The Conceptual Shift: From Weak Acids to Weak Bases

When you studied weak acids, you used an acid dissociation constant ($K_a$) to describe the equilibrium concentration of hydronium ions ($H^{+}$ or $H_3{O}^{+}$). For weak bases, we use the base dissociation constant ($K_b$). A weak base, $B$, accepts a proton from water in a reversible reaction:

$$B(aq)+H_{2}O(l)\rightleftharpoons B{H}^{+}(aq)+O{H}^{-}(aq)$$

The equilibrium constant for this reaction is $K_b$, defined as:

$$K_b=\frac{[B{H}^{+}][O{H}^{-}]}{[B]}$$

Here, $[O{H}^{-}]$ is the key species. A larger $K_b$ indicates a stronger base (greater proton-accepting ability). Common weak bases include ammonia ($N{H}_3$), methylamine ($C{H}_{3}N{H}_2$), and the conjugate bases of weak acids (like acetate, $C{H}_{3}CO{O}^{-}$, from acetic acid). The core strategy is identical to weak acid calculations: use an ICE table to express equilibrium concentrations, substitute into the $K_b$ expression, and solve for $[O{H}^{-}]$.
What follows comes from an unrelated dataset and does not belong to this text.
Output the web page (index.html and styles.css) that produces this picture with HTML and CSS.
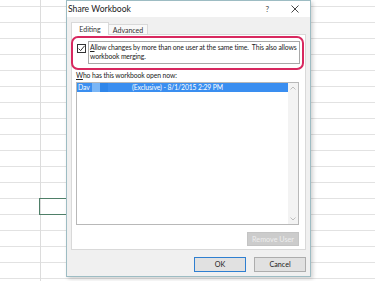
FILE: index.html
```html
<!DOCTYPE html>
<html>
<head>
<meta charset="utf-8">
<link rel="stylesheet" href="styles.css">
</head>
<body>
<div class="sheet">
  <div class="cell-select"></div>
  <div class="dialog">
    <div class="titlebar">
      <span class="title">Share Workbook</span>
      <span class="help">?</span>
      <svg class="close" width="8" height="8" viewBox="0 0 8 8"><path d="M0.5 0.5 L7.5 7.5 M7.5 0.5 L0.5 7.5" stroke="#333" stroke-width="0.9" fill="none"/></svg>
    </div>
    <div class="body">
      <div class="tabs">
        <div class="tab tab-active">Editing</div>
        <div class="tab">Advanced</div>
      </div>
      <div class="panel">
        <div class="option">
          <span class="check"><svg width="9" height="9" viewBox="0 0 9 9"><path d="M1.6 4.6 L3.6 6.6 L7.6 1.8" stroke="#222" stroke-width="0.9" fill="none"/></svg></span>
          <div class="focus">Allow changes by more than one user at the same time.&nbsp; This also allows<br>workbook merging.</div>
        </div>
        <div class="label">Who has this workbook open now:</div>
        <div class="list">
          <div class="rows">
            <div class="row-sel">
              <span class="name">Dav</span><span class="blur1"></span><span class="blur2"></span><span class="info">(Exclusive) - 8/1/2015 2:29 PM</span>
            </div>
          </div>
          <div class="scroll">
            <svg width="6" height="4" viewBox="0 0 6 4"><path d="M0.5 3.5 L3 1 L5.5 3.5" stroke="#b0b0b0" stroke-width="0.8" fill="none"/></svg>
            <svg width="6" height="4" viewBox="0 0 6 4"><path d="M0.5 0.5 L3 3 L5.5 0.5" stroke="#b0b0b0" stroke-width="0.8" fill="none"/></svg>
          </div>
        </div>
        <div class="remove-row"><span class="btn btn-disabled">Remove User</span></div>
      </div>
      <div class="footer">
        <span class="btn btn-default">OK</span>
        <span class="btn">Cancel</span>
      </div>
    </div>
  </div>
</div>
</body>
</html>
```
FILE: styles.css
```css
html, body {
  margin: 0;
  padding: 0;
}
body {
  width: 375px;
  height: 281px;
  overflow: hidden;
  font-family: Lato, "Noto Sans", sans-serif;
  color: #1e1e1e;
}
.sheet {
  position: relative;
  width: 375px;
  height: 281px;
  background-color: #fff;
  background-image:
    linear-gradient(to right, transparent 40px, #dcdcdc 40px, #dcdcdc 41px, transparent 41px),
    repeating-linear-gradient(to bottom, transparent 0, transparent 6px, #e2e2e2 6px, #e2e2e2 7px, transparent 7px, transparent 16px);
}
.cell-select {
  position: absolute;
  left: 39px;
  top: 198px;
  width: 40px;
  height: 15px;
  border: 1.5px solid #4f7f68;
}
.dialog {
  position: absolute;
  left: 66px;
  top: 0;
  width: 245px;
  height: 277px;
  box-sizing: border-box;
  border: 1px solid #9dbcc3;
  background: #fff;
  box-shadow: 2px 2px 4px rgba(0,0,0,0.18);
  display: flex;
  flex-direction: column;
}
.titlebar {
  height: 16px;
  display: flex;
  align-items: center;
  padding-left: 1px;
  background: #fff;
  font-size: 8.6px;
  color: #222;
}
.title {
  flex: 1;
}
.help {
  font-size: 8px;
  color: #444;
  margin-right: 22px;
}
.close {
  margin-right: 11px;
}
.body {
  flex: 1;
  background: #f0f0f0;
  display: flex;
  flex-direction: column;
  padding: 5px 4px 0 4px;
}
.tabs {
  display: flex;
  align-items: flex-end;
  height: 12px;
  font-size: 7px;
}
.tab {
  height: 10px;
  width: 40px;
  box-sizing: border-box;
  border: 1px solid #d9d9d9;
  border-bottom: none;
  background: #f8f8f8;
  display: flex;
  align-items: center;
  justify-content: center;
  color: #333;
  margin-left: -1px;
}
.tab-active {
  height: 13px;
  width: 38px;
  margin-left: 0;
  background: #fff;
  margin-bottom: -1px;
  position: relative;
  z-index: 1;
}
.panel {
  height: 216px;
  box-sizing: border-box;
  background: #fff;
  border: 1px solid #d9d9d9;
  padding: 6px 5px 0 4px;
  display: flex;
  flex-direction: column;
  font-size: 6.8px;
  letter-spacing: -0.1px;
}
.option {
  position: relative;
  display: flex;
  align-items: flex-start;
}
.option::before {
  content: "";
  position: absolute;
  left: -5px;
  right: -4px;
  top: -5px;
  bottom: -6px;
  border: 2px solid #d8285f;
  border-radius: 7px;
}
.check {
  width: 9px;
  height: 9px;
  box-sizing: border-box;
  border: 1px solid #333;
  background: #fff;
  margin-left: 1px;
  margin-top: 3px;
  display: flex;
}
.check svg {
  margin: -1px;
}
.focus {
  margin-left: 2px;
  flex: 1;
  border: 1px solid #a8a8a8;
  padding: 1px 0 2px 1px;
  line-height: 9px;
  color: #222;
  white-space: nowrap;
}
.focus::first-letter,
.label::first-letter {
  text-decoration: underline;
}
.label {
  margin-top: 7px;
  line-height: 9px;
  color: #222;
}
.list {
  margin-top: 2px;
  margin-right: 1px;
  height: 143px;
  box-sizing: border-box;
  border: 1px solid #b8b8b8;
  display: flex;
  background: #fff;
}
.rows {
  flex: 1;
}
.row-sel {
  height: 9px;
  background: #3a8ef0;
  color: #fff;
  display: flex;
  align-items: center;
  line-height: 9px;
}
.name {
  padding-left: 1px;
  width: 14px;
}
.blur1 {
  width: 8px;
  height: 9px;
  background: #7ab6f6;
}
.blur2 {
  width: 8px;
  height: 9px;
  background: #2f86ea;
}
.info {
  margin-left: 24px;
}
.scroll {
  width: 10px;
  background: #f3f3f3;
  display: flex;
  flex-direction: column;
  justify-content: space-between;
  align-items: center;
  padding: 3px 0;
}
.remove-row {
  display: flex;
  justify-content: flex-end;
  margin-top: 7px;
  margin-right: 1px;
}
.btn {
  width: 52px;
  height: 15px;
  box-sizing: border-box;
  border: 1px solid #adadad;
  background: #e1e1e1;
  display: flex;
  align-items: center;
  justify-content: center;
  font-size: 7.2px;
  letter-spacing: 0;
  color: #222;
}
.btn-disabled {
  height: 14px;
  background: #cccccc;
  border-color: #c4c4c4;
  color: #eeeeee;
}
.btn-default {
  border-color: #2f7fd0;
}
.footer {
  flex: 1;
  display: flex;
  justify-content: flex-end;
  align-items: flex-start;
  gap: 8px;
  padding-top: 7px;
}
```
The Mathematical Framework: ICE Tables and the Small-x Approximation

The step-by-step process is systematic. Let's calculate the pH of a 0.150 M solution of ammonia ($N{H}_3$), where $K_b=1.8\times 10^{-5}$.

1. Write the Balanced Reaction: $$N{H}_3(aq)+H_{2}O(l)\rightleftharpoons N{H}_4^{+}(aq)+O{H}^{-}(aq)$$

2. Set up the ICE Table.

3. Apply the $K_b$ Expression. $$K_b=\frac{[N{H}_4^{+}][O{H}^{-}]}{[N{H}_3]}=\frac{(x)(x)}{0.150-x}=1.8\times 10^{-5}$$

4. Solve for $x$, which equals $[O{H}^{-}]$. Here, we can use the small-x approximation because the initial concentration (0.150 M) is more than 1000 times greater than $K_b$ ($0.150/1.8\times 10^{-5}>1000$). We assume $0.150-x\approx 0.150$. $$\frac{x^2}{0.150}=1.8\times 10^{-5}$$ $$x^2=(1.8\times 10^{-5})(0.150)=2.7\times 10^{-6}$$ $$x=\sqrt{2.7\times 10^{-6}}=1.64\times 10^{-3}M$$ Thus, $[O{H}^{-}]=1.64\times 10^{-3}M$.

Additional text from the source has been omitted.